Given material:
▽
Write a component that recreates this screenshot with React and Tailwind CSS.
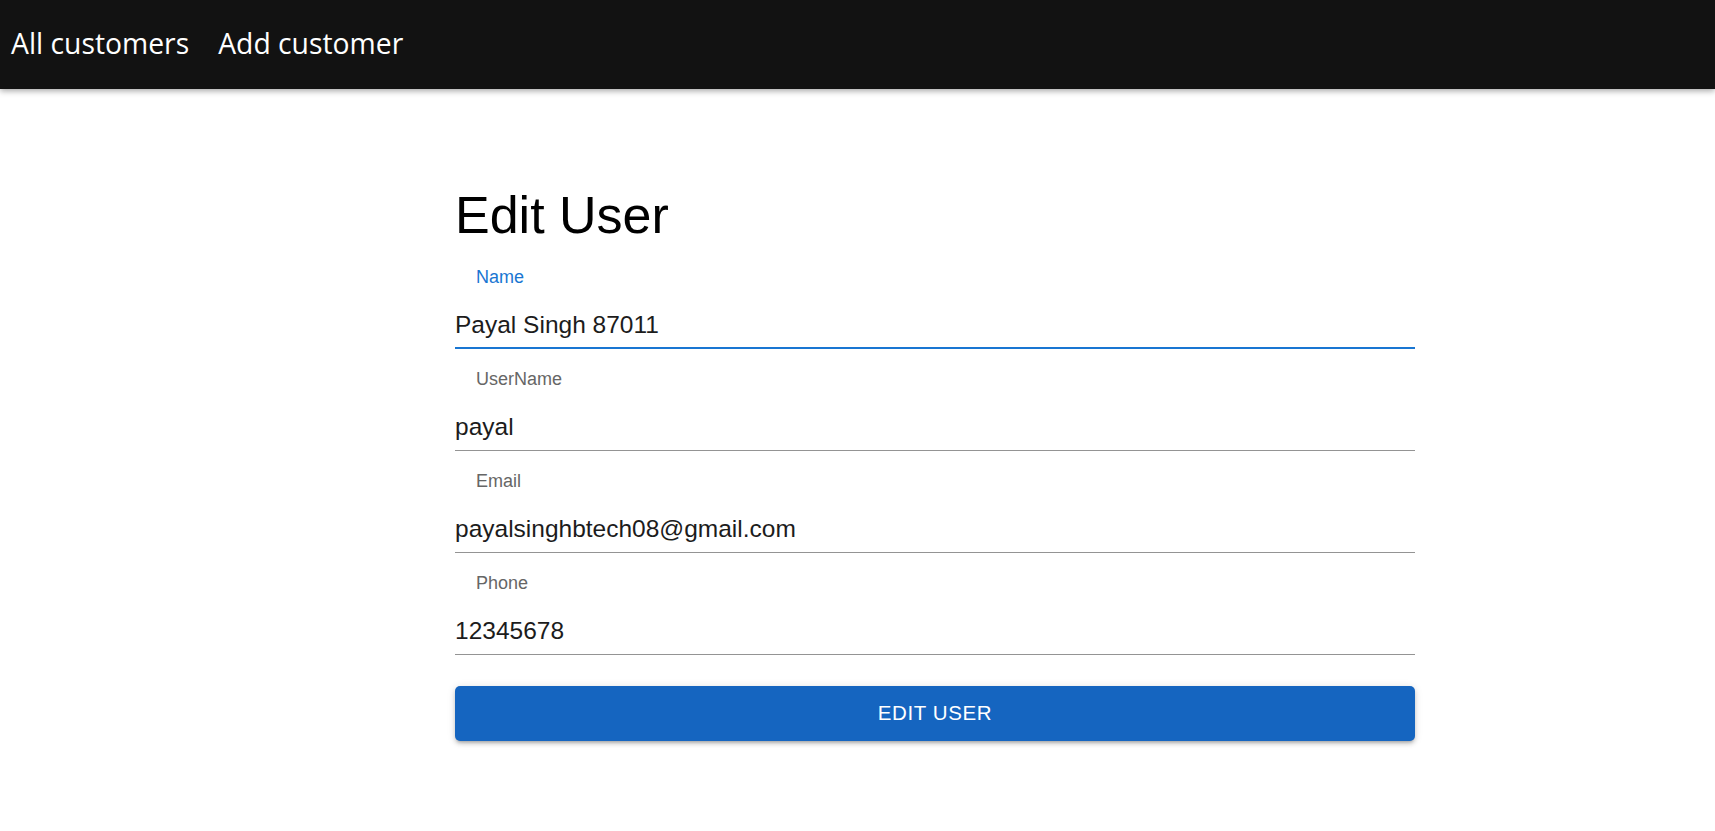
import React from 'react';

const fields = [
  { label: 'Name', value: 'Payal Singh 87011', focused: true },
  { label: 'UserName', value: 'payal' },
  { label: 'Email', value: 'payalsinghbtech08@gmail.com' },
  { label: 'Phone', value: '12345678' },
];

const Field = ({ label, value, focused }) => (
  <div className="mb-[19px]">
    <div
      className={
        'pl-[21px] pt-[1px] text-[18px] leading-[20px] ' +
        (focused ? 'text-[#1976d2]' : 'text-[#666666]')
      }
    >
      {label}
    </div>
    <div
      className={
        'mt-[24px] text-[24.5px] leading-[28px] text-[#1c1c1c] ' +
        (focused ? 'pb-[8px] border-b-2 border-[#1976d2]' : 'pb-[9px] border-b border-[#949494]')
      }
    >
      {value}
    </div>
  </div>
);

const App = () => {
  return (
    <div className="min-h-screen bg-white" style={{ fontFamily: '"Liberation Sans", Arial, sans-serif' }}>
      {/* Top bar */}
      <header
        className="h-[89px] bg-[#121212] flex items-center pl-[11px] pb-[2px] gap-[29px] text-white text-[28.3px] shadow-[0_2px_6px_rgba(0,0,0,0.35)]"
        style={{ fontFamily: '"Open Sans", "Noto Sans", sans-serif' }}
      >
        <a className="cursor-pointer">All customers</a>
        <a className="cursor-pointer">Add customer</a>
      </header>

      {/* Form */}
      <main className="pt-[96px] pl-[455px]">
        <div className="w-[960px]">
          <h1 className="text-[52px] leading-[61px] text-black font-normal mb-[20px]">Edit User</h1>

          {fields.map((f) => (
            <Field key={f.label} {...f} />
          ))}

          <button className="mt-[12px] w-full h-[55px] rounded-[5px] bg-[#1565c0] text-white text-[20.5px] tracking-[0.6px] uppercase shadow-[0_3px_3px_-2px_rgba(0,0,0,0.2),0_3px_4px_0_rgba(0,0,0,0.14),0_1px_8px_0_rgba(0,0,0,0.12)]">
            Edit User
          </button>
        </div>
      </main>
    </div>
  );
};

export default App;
△
Exercise details: Reproduce each line exactly, please, except for any pictures.

Exercise output:
Write a component that recreates this screenshot with React and Tailwind CSS.
import React from 'react';

const fields = [
  { label: 'Name', value: 'Payal Singh 87011', focused: true },
  { label: 'UserName', value: 'payal' },
  { label: 'Email', value: 'payalsinghbtech08@gmail.com' },
  { label: 'Phone', value: '12345678' },
];

const Field = ({ label, value, focused }) => (
  <div className="mb-[19px]">
    <div
      className={
        'pl-[21px] pt-[1px] text-[18px] leading-[20px] ' +
        (focused ? 'text-[#1976d2]' : 'text-[#666666]')
      }
    >
      {label}
    </div>
    <div
      className={
        'mt-[24px] text-[24.5px] leading-[28px] text-[#1c1c1c] ' +
        (focused ? 'pb-[8px] border-b-2 border-[#1976d2]' : 'pb-[9px] border-b border-[#949494]')
      }
    >
      {value}
    </div>
  </div>
);

const App = () => {
  return (
    <div className="min-h-screen bg-white" style={{ fontFamily: '"Liberation Sans", Arial, sans-serif' }}>
      {/* Top bar */}
      <header
        className="h-[89px] bg-[#121212] flex items-center pl-[11px] pb-[2px] gap-[29px] text-white text-[28.3px] shadow-[0_2px_6px_rgba(0,0,0,0.35)]"
        style={{ fontFamily: '"Open Sans", "Noto Sans", sans-serif' }}
      >
        <a className="cursor-pointer">All customers</a>
        <a className="cursor-pointer">Add customer</a>
      </header>

      {/* Form */}
      <main className="pt-[96px] pl-[455px]">
        <div className="w-[960px]">
          <h1 className="text-[52px] leading-[61px] text-black font-normal mb-[20px]">Edit User</h1>

          {fields.map((f) => (
            <Field key={f.label} {...f} />
          ))}

          <button className="mt-[12px] w-full h-[55px] rounded-[5px] bg-[#1565c0] text-white text-[20.5px] tracking-[0.6px] uppercase shadow-[0_3px_3px_-2px_rgba(0,0,0,0.2),0_3px_4px_0_rgba(0,0,0,0.14),0_1px_8px_0_rgba(0,0,0,0.12)]">
            Edit User
          </button>
        </div>
      </main>
    </div>
  );
};

export default App;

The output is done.